La segunda consideración, muy relacionada con lo anteriormente señalado, tiene que ver con la proliferación de políticas educativas que definen el curriculum en términos de estándares de aprendizaje, es decir, en términos de resultados medibles a través de pruebas estandarizadas. El argumento es conocido: frente a los vaivenes políticos y confusas políticas curriculares necesitamos procedimientos objetivos que definan el logro educativo alcanzable para cada sujeto, independientemente de su origen o contexto social. Dicho así, el estándar es garantía de equidad social, las metas son las mismas para todas las escuelas. Siguiendo con esta lógica, si la equidad debe ser universal, a nadie debe extrañarle que una oficina de técnicos y expertos internacionales alejados de las escuelas trabajen en la elaboración de esas pruebas estandarizadas con la que medir el logro de cada niña y cada niño. Se acabó entonces el debate sobre el curriculum.
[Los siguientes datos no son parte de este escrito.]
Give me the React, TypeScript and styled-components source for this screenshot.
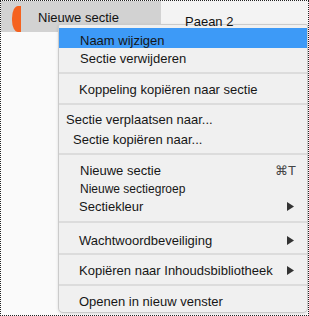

Sin haber resuelto su extraordinaria complejidad conceptual y despreciando la vertiente política implícita en todo discurso curricular.
«Pues no nos descubres nada nuevo», me dirá la compañera jubilada sentada en la primera fila. El relato no es muy diferente de aquella obsesión por los inputs y outputs definidos en términos de objetivos operativos a la que tuvimos ocasión de enfrentarnos. Precisamente porque es un falso discurso de equidad y queríamos asumir en la escuela y en el debate profesional y público cómo acercar el curriculum a la vida real de la infancia, nos enfrentamos a la estandarización y buscamos teorías y metodologías didácticas acordes al deseo y el consenso comunitario sobre cómo producir ese acercamiento. Y de eso nos quejamos precisamente ahora: de la desmemoria con la que asumimos la ruptura entre profesión docente e investigación del curriculum.